DATA EXTRACT –
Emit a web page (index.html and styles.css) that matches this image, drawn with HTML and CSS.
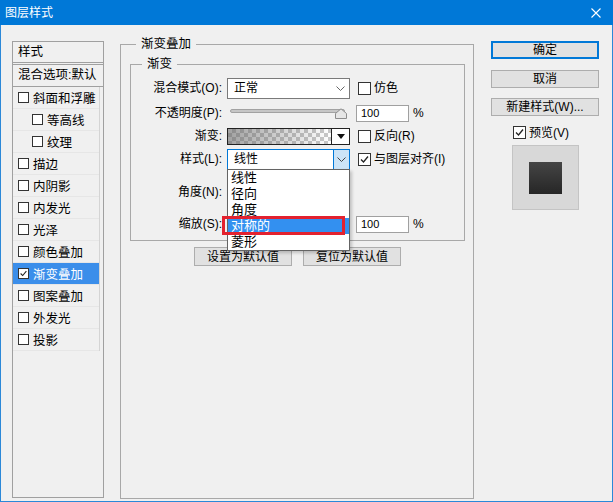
FILE: index.html
```html
<!DOCTYPE html>
<html lang="zh-CN">
<head>
  <meta charset="UTF-8" />
  <title>图层样式</title>
  <link rel="stylesheet" href="styles.css">
</head>
<body>
  <div class="window">
    <div class="titlebar">
      <span>图层样式</span>
      <svg class="close" viewBox="0 0 10 10"><path d="M0.5 0.5L9.5 9.5M9.5 0.5L0.5 9.5" stroke="#fff" stroke-width="1.1"/></svg>
    </div>

    <div class="content">
      <!-- 左侧样式列表 -->
      <div class="style-list">
        <div class="list-head">样式</div>
        <div class="list-head blend">混合选项:默认</div>
        <div class="list-body">
          <div class="item"><span class="cb"></span>斜面和浮雕</div>
          <div class="item sub"><span class="cb"></span>等高线</div>
          <div class="item sub"><span class="cb"></span>纹理</div>
          <div class="item"><span class="cb"></span>描边</div>
          <div class="item"><span class="cb"></span>内阴影</div>
          <div class="item"><span class="cb"></span>内发光</div>
          <div class="item"><span class="cb"></span>光泽</div>
          <div class="item"><span class="cb"></span>颜色叠加</div>
          <div class="item active"><span class="cb"><svg viewBox="0 0 11 11"><path d="M2 5.5L4.5 8L9 2.5" fill="none" stroke="#222" stroke-width="1.3"/></svg></span>渐变叠加</div>
          <div class="item"><span class="cb"></span>图案叠加</div>
          <div class="item"><span class="cb"></span>外发光</div>
          <div class="item"><span class="cb"></span>投影</div>
        </div>
      </div>

      <!-- 渐变叠加 -->
      <fieldset class="group outer">
        <legend>渐变叠加</legend>
        <fieldset class="group inner">
          <legend>渐变</legend>

          <div class="row r1">
            <span class="lbl">混合模式(O):</span>
            <div class="select">
              <span>正常</span>
              <svg class="chev" viewBox="0 0 9 5"><path d="M0.5 0.5L4.5 4.5L8.5 0.5" fill="none" stroke="#666" stroke-width="1"/></svg>
            </div>
            <span class="check"><span class="cb"></span>仿色</span>
          </div>

          <div class="row r2">
            <span class="lbl">不透明度(P):</span>
            <div class="slider">
              <div class="track"></div>
              <svg class="thumb" viewBox="0 0 12 11"><path d="M0.5 10.5V5.5L6 0.8L11.5 5.5V10.5Z" fill="#e6e6e6" stroke="#8c8c8c"/></svg>
            </div>
            <span class="num">100</span>
            <span class="pct">%</span>
          </div>

          <div class="row r3">
            <span class="lbl">渐变:</span>
            <div class="gradient">
              <div class="fill"></div>
              <div class="drop"><svg viewBox="0 0 8 5"><path d="M0 0H8L4 5Z" fill="#111"/></svg></div>
            </div>
            <span class="check"><span class="cb"></span>反向(R)</span>
          </div>

          <div class="row r4">
            <span class="lbl">样式(L):</span>
            <div class="select open">
              <span>线性</span>
              <div class="arrow">
                <svg class="chev" viewBox="0 0 9 5"><path d="M0.5 0.5L4.5 4.5L8.5 0.5" fill="none" stroke="#444" stroke-width="1"/></svg>
              </div>
              <div class="dropdown">
                <div class="opt">线性</div>
                <div class="opt">径向</div>
                <div class="opt">角度</div>
                <div class="opt hover">对称的</div>
                <div class="opt">菱形</div>
                <div class="mark"></div>
              </div>
            </div>
            <span class="check"><span class="cb"><svg viewBox="0 0 11 11"><path d="M2 5.5L4.5 8L9 2.5" fill="none" stroke="#222" stroke-width="1.3"/></svg></span>与图层对齐(I)</span>
          </div>

          <div class="row r5">
            <span class="lbl">角度(N):</span>
          </div>

          <div class="row r6">
            <span class="lbl">缩放(S):</span>
            <div class="slot"></div>
            <span class="num">100</span>
            <span class="pct">%</span>
          </div>
        </fieldset>

        <div class="defaults">
          <button class="btn">设置为默认值</button>
          <button class="btn">复位为默认值</button>
        </div>
      </fieldset>

      <!-- 右侧按钮 -->
      <div class="actions">
        <button class="btn default">确定</button>
        <button class="btn">取消</button>
        <button class="btn">新建样式(W)...</button>
        <div class="check preview-check"><span class="cb"><svg viewBox="0 0 11 11"><path d="M2 5.5L4.5 8L9 2.5" fill="none" stroke="#222" stroke-width="1.3"/></svg></span>预览(V)</div>
        <div class="preview"><div class="swatch"></div></div>
      </div>
    </div>
  </div>
</body>
</html>
```

FILE: styles.css
```css
* { box-sizing: border-box; }
body {
  margin: 0;
  font-family: "Liberation Sans", "Noto Sans CJK SC", sans-serif;
  font-size: 12px;
  color: #000;
  background: #f0f0f0;
}
.window {
  width: 613px;
  height: 502px;
  display: flex;
  flex-direction: column;
  background: #f0f0f0;
}
.titlebar {
  height: 25px;
  background: #0078d7;
  color: #fff;
  display: flex;
  align-items: center;
  justify-content: space-between;
  padding: 0 12px 0 5px;
  line-height: 16px;
}
.titlebar .close {
  width: 10px;
  height: 10px;
}
.content {
  flex: 1;
  display: flex;
  padding: 11px 0 2px 11px;
  border: 1px solid #2b88d8;
  border-top: none;
}

/* 样式列表 */
.style-list {
  width: 92px;
  margin: 5px 0 1px;
  border: 1px solid #a0a0a0;
  font-size: 12.5px;
}
.list-head {
  height: 21px;
  line-height: 20px;
  padding-left: 5px;
  border-bottom: 1px solid #a0a0a0;
}
.list-head.blend {
  height: 23px;
  margin-top: 1px;
  border-top: 1px solid #a0a0a0;
  line-height: 21px;
  white-space: nowrap;
}
.list-body {
  margin-right: 3px;
  border-right: 1px solid #d4d4d4;
}
.item {
  height: 22px;
  display: flex;
  align-items: center;
  padding-left: 5px;
  border-bottom: 1px solid #e6e6e6;
  white-space: nowrap;
}
.item.sub { padding-left: 19px; }
.item .cb {
  width: 11px;
  height: 11px;
  margin-right: 4px;
}
.item.active {
  background: #3b8eea;
  color: #fff;
}
.cb {
  width: 13px;
  height: 13px;
  border: 1px solid #333;
  background: #fff;
  display: inline-flex;
  flex-shrink: 0;
}
.cb svg {
  width: 100%;
  height: 100%;
}

/* 分组框 */
.group {
  margin: 0;
  min-width: 0;
  border: 1px solid #a8a8a8;
}
.group legend {
  padding: 0 5px;
  line-height: 16px;
  font-size: 12.5px;
}
.outer {
  width: 354px;
  margin-left: 16px;
  padding: 4px 8px 0 9px;
}
.outer > legend { margin-left: 6px; }
.inner {
  padding: 0 0 5px;
}
.inner > legend { margin-left: 11px; }

.row {
  display: flex;
  align-items: center;
  height: 22px;
  line-height: 16px;
}
.r1 { margin-top: 5px; }
.r2 { margin-top: 3px; }
.r3 { margin-top: 1px; }
.r4 { margin-top: 1px; }
.r5 { margin-top: 11px; }
.r6 { margin-top: 10px; }
.lbl {
  width: 91px;
  margin-right: 5px;
  text-align: right;
  white-space: nowrap;
}
.select {
  width: 123px;
  height: 21px;
  border: 1px solid #7a7a7a;
  background: #fff;
  display: flex;
  align-items: center;
  justify-content: space-between;
  padding-left: 6px;
}
.select .chev {
  width: 9px;
  height: 5px;
  margin-right: 4px;
}
.select.open {
  position: relative;
  border-color: #0078d7;
}
.select.open .arrow {
  width: 16px;
  height: 100%;
  background: #cce4f7;
  border-left: 1px solid #0078d7;
  display: flex;
  align-items: center;
  justify-content: center;
}
.select.open .arrow .chev { margin: 0; }
.check {
  display: flex;
  align-items: center;
  margin-left: 8px;
  white-space: nowrap;
}
.check .cb { margin-right: 3px; }

.slider {
  position: relative;
  width: 123px;
  height: 22px;
  padding: 7px 5px 0 3px;
}
.track {
  height: 4px;
  background: #c6c6c6;
  border: 1px solid #a2a2a2;
  border-radius: 2px;
}
.thumb {
  position: absolute;
  left: 108px;
  top: 6px;
  width: 12px;
  height: 11px;
}
.slot { width: 123px; }
.num {
  width: 53px;
  height: 17px;
  margin-left: 6px;
  padding-left: 4px;
  border: 1px solid #a0a0a0;
  background: #fff;
  font-size: 11px;
  line-height: 15px;
}
.pct { margin-left: 4px; }

.gradient {
  width: 123px;
  height: 17px;
  border: 1px solid #222;
  display: flex;
}
.gradient .fill {
  flex: 1;
  background:
    linear-gradient(to right, rgba(100, 100, 100, 0.6), rgba(100, 100, 100, 0)),
    repeating-conic-gradient(#c8c8c8 0 25%, #fff 0 50%) 0 0 / 8px 8px;
}
.gradient .drop {
  width: 18px;
  border-left: 1px solid #222;
  background: #fff;
  display: flex;
  align-items: center;
  justify-content: center;
}
.gradient .drop svg {
  width: 8px;
  height: 5px;
}

/* 下拉列表 */
.dropdown {
  position: absolute;
  left: -1px;
  top: 100%;
  width: 123px;
  border: 1px solid #646464;
  background: #fff;
  box-shadow: 2px 2px 3px rgba(0, 0, 0, 0.2);
  z-index: 5;
  font-size: 13px;
}
.opt {
  height: 16px;
  line-height: 16px;
  padding-left: 3px;
}
.opt.hover {
  background: #3390f0;
  color: #fff;
}
.mark {
  position: absolute;
  left: -6px;
  top: 46px;
  width: 123px;
  height: 19px;
  border: 3px solid #e3222f;
}

.defaults {
  display: flex;
  justify-content: center;
  gap: 11px;
  margin-top: 6px;
}
.btn {
  height: 18px;
  padding: 0;
  background: #e1e1e1;
  border: 1px solid #adadad;
  font: inherit;
  line-height: 14px;
  color: #000;
}
.defaults .btn {
  width: 98px;
  height: 19px;
}

/* 右侧 */
.actions {
  width: 108px;
  margin: 5px 0 0 17px;
  display: flex;
  flex-direction: column;
}
.actions .btn { margin-top: 11px; }
.actions .btn:nth-child(3) { margin-top: 10px; }
.actions .btn.default {
  margin-top: 0;
  border-color: #0078d7;
  box-shadow: inset 0 0 0 1px #0078d7;
}
.preview-check {
  height: 17px;
  margin: 8px 0 0;
  padding-left: 22px;
  line-height: 16px;
}
.preview {
  width: 67px;
  height: 65px;
  margin: 4px auto 0;
  background: #d8d8d8;
  border: 1px solid #c4c4c4;
  display: flex;
  align-items: center;
  justify-content: center;
}
.swatch {
  width: 33px;
  height: 32px;
  background: linear-gradient(#454545, #262626);
}
```
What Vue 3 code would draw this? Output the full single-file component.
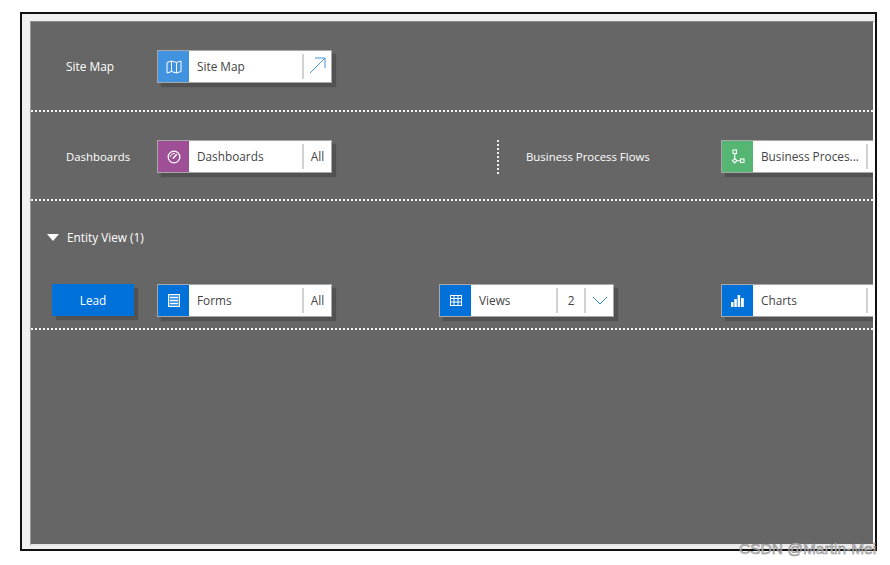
<script setup>
const sections = { entity: 'Entity View (1)' }
</script>

<template>
  <div class="page">
    <div class="frame">
      <div class="canvas">
        <section class="row row-site">
          <span class="label label-wide">Site Map</span>
          <div class="tile">
            <span class="ico blue">
              <svg width="16" height="14" viewBox="0 0 16 14" fill="none" stroke="#fff" stroke-width="1"><path d="M1 2.500 5.500 1l5 1.500L15 1v10.500L10.500 13l-5-1.500L1 13zM5.500 1v10.500M10.500 2.500V13"/></svg>
            </span>
            <span class="name">Site Map</span>
            <span class="end">
              <svg class="arrow" width="17" height="17" viewBox="0 0 17 17" fill="none" stroke="#2f8ae0" stroke-width=".9"><path d="M1 16 16 1M6 1h10v10"/></svg>
            </span>
          </div>
        </section>

        <section class="row row-dash">
          <span class="label">Dashboards</span>
          <div class="tile">
            <span class="ico purple">
              <svg width="14" height="14" viewBox="0 0 14 14" fill="none" stroke="#fff" stroke-width="1.300"><circle cx="7" cy="7" r="5.800"/><path d="M5.800 8.500 9.800 4.200" stroke-width="1.500"/><path d="M3.500 7a3.500 3.500 0 0 1 4.500-3.300" stroke-width="1"/></svg>
            </span>
            <span class="name">Dashboards</span>
            <span class="end end-text">All</span>
          </div>
          <span class="vdots"></span>
          <span class="label label-bpf">Business Process Flows</span>
          <div class="tile">
            <span class="ico green">
              <svg width="14" height="16" viewBox="0 0 14 16" fill="none" stroke="#fff" stroke-width="1.100"><rect x="2" y="1" width="3.500" height="3.500"/><rect x="9.500" y="10" width="3.500" height="3.500"/><path d="M3.750 9.500 6 11.750 3.750 14 1.500 11.750zM3.750 4.500v5M6 11.750h3.500"/></svg>
            </span>
            <span class="name">Business Proces...</span>
            <span class="end"></span>
          </div>
        </section>

        <section class="entity">
          <div class="entity-head">
            <span class="triangle"></span>
            <span class="entity-title">{{ sections.entity }}</span>
          </div>
          <div class="entity-row">
            <button class="lead">Lead</button>
            <div class="tile">
              <span class="ico azure">
                <svg width="12" height="13" viewBox="0 0 12 13" fill="none"><rect x=".5" y=".5" width="11" height="12" fill="#4f9ee8" stroke="#fff"/><path d="M2 3.500h8M2 6.500h8M2 9.500h8" stroke="#fff" stroke-width="1.200"/></svg>
              </span>
              <span class="name">Forms</span>
              <span class="end end-text">All</span>
            </div>
            <div class="tile tile-views">
              <span class="ico azure">
                <svg width="12" height="11" viewBox="0 0 12 11" fill="none" stroke="#fff" stroke-width="1"><rect x=".5" y=".5" width="11" height="10"/><path d="M.5 3.500h11M.5 7h11M4 .5v10M8 .5v10"/></svg>
              </span>
              <span class="name">Views</span>
              <span class="end end-count">2</span>
              <span class="end end-chevron">
                <svg width="16" height="9" viewBox="0 0 16 9" fill="none" stroke="#2f8ae0" stroke-width="1"><path d="M1 1l7 7 7-7"/></svg>
              </span>
            </div>
            <div class="tile">
              <span class="ico azure">
                <svg width="13" height="12" viewBox="0 0 13 12" fill="#fff"><rect x="0" y="7" width="2.500" height="5"/><rect x="3.300" y="4" width="2.500" height="8"/><rect x="6.600" y="0" width="2.500" height="12"/><rect x="10" y="3" width="2.800" height="9"/></svg>
              </span>
              <span class="name">Charts</span>
              <span class="end"></span>
            </div>
          </div>
        </section>
      </div>
    </div>
    <span class="mark">CSDN @Martin-Mei</span>
  </div>
</template>

<style>
html, body { margin: 0; background: #fff; }
</style>

<style scoped>
.page {
  position: relative;
  box-sizing: border-box;
  height: 565px;
  padding: 12px 0 0 20px;
}
.frame {
  box-sizing: border-box;
  width: 857px;
  height: 539px;
  padding: 7px 0 3px 8px;
  border: 2px solid #111;
  background: #f0f0f0;
  font-family: "Open Sans", "Noto Sans", sans-serif;
}
.canvas {
  box-sizing: border-box;
  height: 100%;
  overflow: hidden;
  background: #666;
  border-left: 1px solid #999;
  border-top: 1px solid #8c8c8c;
  border-right: 2px solid #fff;
  border-bottom: 2px solid #e8e8e8;
  color: #fff;
  font-size: 11.400px;
}
.row {
  display: flex;
  align-items: flex-start;
  box-sizing: border-box;
  padding-left: 35px;
  border-bottom: 2px dotted #f4f4f4;
}
.row-site { height: 90px; padding-top: 28px; }
.row-dash { height: 89px; padding-top: 28px; }
.label { width: 91px; flex: none; line-height: 33px; }
.label-wide { font-size: 11.900px; }
.label-bpf { width: 195px; }
.tile {
  display: flex;
  flex: none;
  box-sizing: border-box;
  width: 175px;
  height: 33px;
  border: 1px solid #a8a8a8;
  background: #fff;
  color: #444;
  font-size: 11.800px;
  box-shadow: 4px 4px 1px #525252;
}
.ico {
  display: flex;
  flex: none;
  align-items: center;
  justify-content: center;
  width: 31px;
}
.blue { background: #4193e0; }
.purple { background: #9e4f96; }
.green { background: #55b673; }
.azure { background: #0071d9; }
.name {
  flex: 1;
  min-width: 0;
  padding-left: 8px;
  line-height: 31px;
  white-space: nowrap;
}
.end {
  display: flex;
  flex: none;
  align-items: center;
  justify-content: center;
  box-sizing: border-box;
  width: 29px;
  margin: 3px 0;
  border-left: 2px solid #d2d2d2;
  line-height: 25px;
}
.arrow { margin-top: -2px; }
.end-count { width: 28px; }
.vdots {
  flex: none;
  width: 0;
  height: 34px;
  margin-left: 165px;
  margin-right: 27px;
  border-left: 2px dotted #eee;
}
.entity {
  box-sizing: border-box;
  height: 129px;
  border-bottom: 2px dotted #f4f4f4;
}
.entity-head {
  display: flex;
  align-items: center;
  height: 18px;
  padding: 27px 0 0 16px;
  font-size: 11.800px;
}
.triangle {
  width: 0;
  height: 0;
  margin-right: 8px;
  border-left: 6.500px solid transparent;
  border-right: 6.500px solid transparent;
  border-top: 7px solid #fff;
}
.entity-row {
  display: flex;
  padding: 38px 0 0 21px;
}
.lead {
  flex: none;
  width: 82px;
  height: 32px;
  margin-right: 23px;
  padding: 0;
  border: 0;
  background: #0071d9;
  color: #fff;
  font: inherit;
  font-size: 11.800px;
  box-shadow: 4px 4px 1px #525252;
}
.entity-row .tile { margin-right: 107px; }
.mark {
  position: absolute;
  left: 739px;
  top: 541px;
  color: rgba(205, 205, 205, .85);
  -webkit-text-stroke: .5px #808080;
  font: 15.500px/16px "Liberation Sans", sans-serif;
  white-space: nowrap;
}
</style>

WORK INSTRUCTIONS –
Check each line above for the word "page", and copy the lines where it appears.

RESULT FOR THIS TASK –
Emit a web page (index.html and styles.css) that matches this image, drawn with HTML and CSS.
  <div class="page">
.page {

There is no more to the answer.